In another test, the experimenter “accidentally” dropped a bunch of pencils. The money primed individuals picked up fewer pencils, indicating a lower willingness to help and serve.
After a variety of corroboratory tests, the researchers concluded that the primed participants were “reluctant to be involved with others, to depend on others, or to accept demands (requests) from others.”
Bottom line: Every day we are being silently influenced by stimuli that push and pull us… without our knowledge or consent. We think we are making decisions based on “the facts” … but those facts are being distorted.
How to Combat Subverting Influences on Your Decision Making
If we are likely being unconsciously influenced all day, every day, what can you do?
How can you counteract these influences so you can make good decisions despite the unseen biases?
1. Be Aware– lurking all around you are subliminal messages that are influencing your perceptions. Do you see them? Are you looking for them? You have a much better chance of counteracting them if you can pick up on their presence.
2. Show Humility– recognize that maybe, just maybe, you don’t see things as clearly or as unbiased as you think. Approaching decisions should always be done with a dose of humility.
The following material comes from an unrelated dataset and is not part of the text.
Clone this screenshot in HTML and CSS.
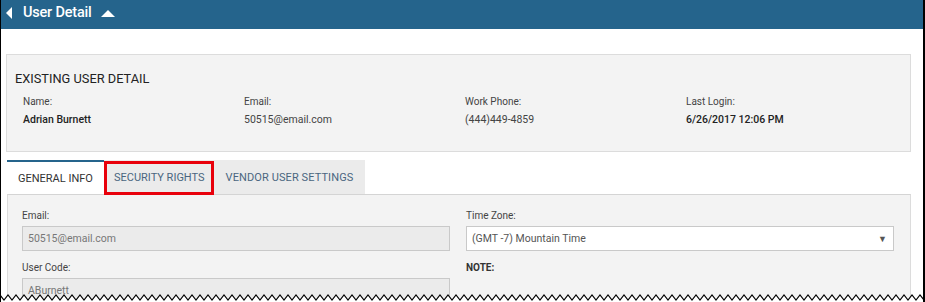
FILE: index.html
```html
<!DOCTYPE html>
<html>
<head>
  <meta charset="UTF-8">
  <title>User Detail</title>
  <link rel="stylesheet" href="styles.css">
</head>
<body>

<div class="frame">
  <div class="topbar">
    <span class="back-tri"></span>
    <span class="title">User Detail</span>
    <span class="up-tri"></span>
  </div>

  <div class="content">
    <div class="summary">
      <h2>EXISTING USER DETAIL</h2>
      <div class="summary-grid">
        <div class="field">
          <div class="label">Name:</div>
          <div class="value strong">Adrian Burnett</div>
        </div>
        <div class="field">
          <div class="label">Email:</div>
          <div class="value">50515@email.com</div>
        </div>
        <div class="field">
          <div class="label">Work Phone:</div>
          <div class="value">(444)449-4859</div>
        </div>
        <div class="field">
          <div class="label">Last Login:</div>
          <div class="value strong">6/26/2017 12:06 PM</div>
        </div>
      </div>
    </div>

    <div class="tabs">
      <div class="tab active">GENERAL INFO</div>
      <div class="tab marked">SECURITY RIGHTS</div>
      <div class="tab last">VENDOR USER SETTINGS</div>
    </div>

    <div class="tab-panel">
      <div class="form-col">
        <div class="form-label">Email:</div>
        <div class="input disabled">50515@email.com</div>
        <div class="form-label">User Code:</div>
        <div class="input disabled">ABurnett</div>
      </div>
      <div class="form-col">
        <div class="form-label">Time Zone:</div>
        <div class="input select">(GMT -7) Mountain Time <span class="arrow">&#9660;</span></div>
        <div class="form-label note">NOTE:</div>
      </div>
    </div>
  </div>

  <svg class="torn" width="925" height="10" viewBox="0 0 925 10">
    <polygon fill="#fff" points="0,10 0,3 4,8 8,3 12,8 16,3 20,8 24,3 28,8 32,3 36,8 40,3 44,8 48,3 52,8 56,3 60,8 64,3 68,8 72,3 76,8 80,3 84,8 88,3 92,8 96,3 100,8 104,3 108,8 112,3 116,8 120,3 124,8 128,3 132,8 136,3 140,8 144,3 148,8 152,3 156,8 160,3 164,8 168,3 172,8 176,3 180,8 184,3 188,8 192,3 196,8 200,3 204,8 208,3 212,8 216,3 220,8 224,3 228,8 232,3 236,8 240,3 244,8 248,3 252,8 256,3 260,8 264,3 268,8 272,3 276,8 280,3 284,8 288,3 292,8 296,3 300,8 304,3 308,8 312,3 316,8 320,3 324,8 328,3 332,8 336,3 340,8 344,3 348,8 352,3 356,8 360,3 364,8 368,3 372,8 376,3 380,8 384,3 388,8 392,3 396,8 400,3 404,8 408,3 412,8 416,3 420,8 424,3 428,8 432,3 436,8 440,3 444,8 448,3 452,8 456,3 460,8 464,3 468,8 472,3 476,8 480,3 484,8 488,3 492,8 496,3 500,8 504,3 508,8 512,3 516,8 520,3 524,8 528,3 532,8 536,3 540,8 544,3 548,8 552,3 556,8 560,3 564,8 568,3 572,8 576,3 580,8 584,3 588,8 592,3 596,8 600,3 604,8 608,3 612,8 616,3 620,8 624,3 628,8 632,3 636,8 640,3 644,8 648,3 652,8 656,3 660,8 664,3 668,8 672,3 676,8 680,3 684,8 688,3 692,8 696,3 700,8 704,3 708,8 712,3 716,8 720,3 724,8 728,3 732,8 736,3 740,8 744,3 748,8 752,3 756,8 760,3 764,8 768,3 772,8 776,3 780,8 784,3 788,8 792,3 796,8 800,3 804,8 808,3 812,8 816,3 820,8 824,3 828,8 832,3 836,8 840,3 844,8 848,3 852,8 856,3 860,8 864,3 868,8 872,3 876,8 880,3 884,8 888,3 892,8 896,3 900,8 904,3 908,8 912,3 916,8 920,3 924,8 925,7 925,10"/>
    <polyline fill="none" stroke="#000" stroke-width="1.2" points="0,3 4,8 8,3 12,8 16,3 20,8 24,3 28,8 32,3 36,8 40,3 44,8 48,3 52,8 56,3 60,8 64,3 68,8 72,3 76,8 80,3 84,8 88,3 92,8 96,3 100,8 104,3 108,8 112,3 116,8 120,3 124,8 128,3 132,8 136,3 140,8 144,3 148,8 152,3 156,8 160,3 164,8 168,3 172,8 176,3 180,8 184,3 188,8 192,3 196,8 200,3 204,8 208,3 212,8 216,3 220,8 224,3 228,8 232,3 236,8 240,3 244,8 248,3 252,8 256,3 260,8 264,3 268,8 272,3 276,8 280,3 284,8 288,3 292,8 296,3 300,8 304,3 308,8 312,3 316,8 320,3 324,8 328,3 332,8 336,3 340,8 344,3 348,8 352,3 356,8 360,3 364,8 368,3 372,8 376,3 380,8 384,3 388,8 392,3 396,8 400,3 404,8 408,3 412,8 416,3 420,8 424,3 428,8 432,3 436,8 440,3 444,8 448,3 452,8 456,3 460,8 464,3 468,8 472,3 476,8 480,3 484,8 488,3 492,8 496,3 500,8 504,3 508,8 512,3 516,8 520,3 524,8 528,3 532,8 536,3 540,8 544,3 548,8 552,3 556,8 560,3 564,8 568,3 572,8 576,3 580,8 584,3 588,8 592,3 596,8 600,3 604,8 608,3 612,8 616,3 620,8 624,3 628,8 632,3 636,8 640,3 644,8 648,3 652,8 656,3 660,8 664,3 668,8 672,3 676,8 680,3 684,8 688,3 692,8 696,3 700,8 704,3 708,8 712,3 716,8 720,3 724,8 728,3 732,8 736,3 740,8 744,3 748,8 752,3 756,8 760,3 764,8 768,3 772,8 776,3 780,8 784,3 788,8 792,3 796,8 800,3 804,8 808,3 812,8 816,3 820,8 824,3 828,8 832,3 836,8 840,3 844,8 848,3 852,8 856,3 860,8 864,3 868,8 872,3 876,8 880,3 884,8 888,3 892,8 896,3 900,8 904,3 908,8 912,3 916,8 920,3 924,8 925,7"/>
  </svg>
</div>

</body>
</html>
```

FILE: styles.css
```css
html, body {
  margin: 0;
  padding: 0;
  background: #fff;
}
body {
  font-family: Roboto, "Liberation Sans", sans-serif;
  color: #333;
}
.frame {
  position: relative;
  width: 922px;
  height: 302px;
  overflow: hidden;
  border-left: 1px solid #000;
  border-right: 2px solid #000;
  background: #fff;
}
.topbar {
  height: 29px;
  background: #25648c;
  color: #fff;
  display: flex;
  align-items: center;
  padding-left: 5px;
}
.back-tri {
  width: 0;
  height: 0;
  border-top: 6.5px solid transparent;
  border-bottom: 6.5px solid transparent;
  border-right: 6px solid #fff;
  margin-right: 11px;
  margin-bottom: 3px;
}
.title {
  font-size: 14.5px;
  font-weight: 500;
  letter-spacing: -0.2px;
  margin-bottom: 4px;
}
.up-tri {
  width: 0;
  height: 0;
  border-left: 7px solid transparent;
  border-right: 7px solid transparent;
  border-bottom: 7px solid #fff;
  margin-left: 9px;
  margin-bottom: 3px;
}
.content {
  padding: 25px 12px 0 5px;
}
.summary {
  background: #f3f3f3;
  border: 1px solid #dcdcdc;
  padding: 16px 3px 25px 8px;
}
.summary h2 {
  margin: 0 0 9px 0;
  font-size: 12.8px;
  font-weight: 400;
  color: #222;
  line-height: 15px;
}
.summary-grid {
  display: grid;
  grid-template-columns: repeat(4, 1fr);
  padding-left: 8px;
}
.label {
  font-size: 10px;
  color: #444;
  line-height: 13px;
}
.value {
  font-size: 10.5px;
  color: #444;
  line-height: 13px;
  margin-top: 5px;
}
.value.strong {
  font-weight: 500;
  color: #222;
}
.tabs {
  display: flex;
  margin-top: 8px;
  margin-left: 1px;
}
.tab {
  position: relative;
  height: 34px;
  box-sizing: border-box;
  padding: 0 10px;
  display: flex;
  align-items: center;
  font-size: 11px;
  color: #4a6680;
  background: #ebebeb;
}
.tab.active {
  background: #fff;
  color: #333;
  border-top: 2px solid #25648c;
  padding: 0 11px;
}
.tab.marked {
  padding: 0 9px 0 10px;
}
.tab.last {
  padding: 0 12px 0 12px;
  letter-spacing: 0.1px;
}
.tab.marked::after {
  content: "";
  position: absolute;
  left: 0;
  top: 1px;
  right: 0;
  bottom: -1px;
  border: 3px solid #e8000b;
}
.tab-panel {
  margin-left: 1px;
  background: #f3f3f3;
  border: 1px solid #dcdcdc;
  border-top-color: #d4d4d4;
  height: 140px;
  padding: 14px 16px 0 14px;
  display: grid;
  grid-template-columns: 1fr 1fr;
  column-gap: 16px;
}
.form-label {
  font-size: 10px;
  color: #444;
  line-height: 13px;
  margin-bottom: 4px;
}
.input {
  height: 25px;
  box-sizing: border-box;
  border: 1px solid #c9c9c9;
  font-size: 10.5px;
  color: #666;
  padding: 0 5px;
  display: flex;
  align-items: center;
  margin-bottom: 10px;
}
.input.disabled {
  background: #ebebeb;
  color: #777;
}
.input.select {
  background: #fff;
  color: #555;
  position: relative;
}
.arrow {
  position: absolute;
  right: 6px;
  top: 7px;
  font-size: 9px;
  color: #555;
}
.note {
  font-weight: 700;
  color: #333;
}
.torn {
  position: absolute;
  left: -1px;
  bottom: 0;
  display: block;
}
```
3. Regulate Your Exposure– In the excellent book, the 4:8 Principle, Tommy Newberry reminds us to continually monitor the information we are letting into our eyes and ears. Only allow exposure of ideas that are commendable and praiseworthy and consistent with your values.
4. Involve Others– When facing decisions, it is always wise to seek counsel. If you receive several perspectives besides your own, you are more able to “triangulate” a better, less biased perspective. Personally, I think this should include conferring with God, who sees things outside of personal biases.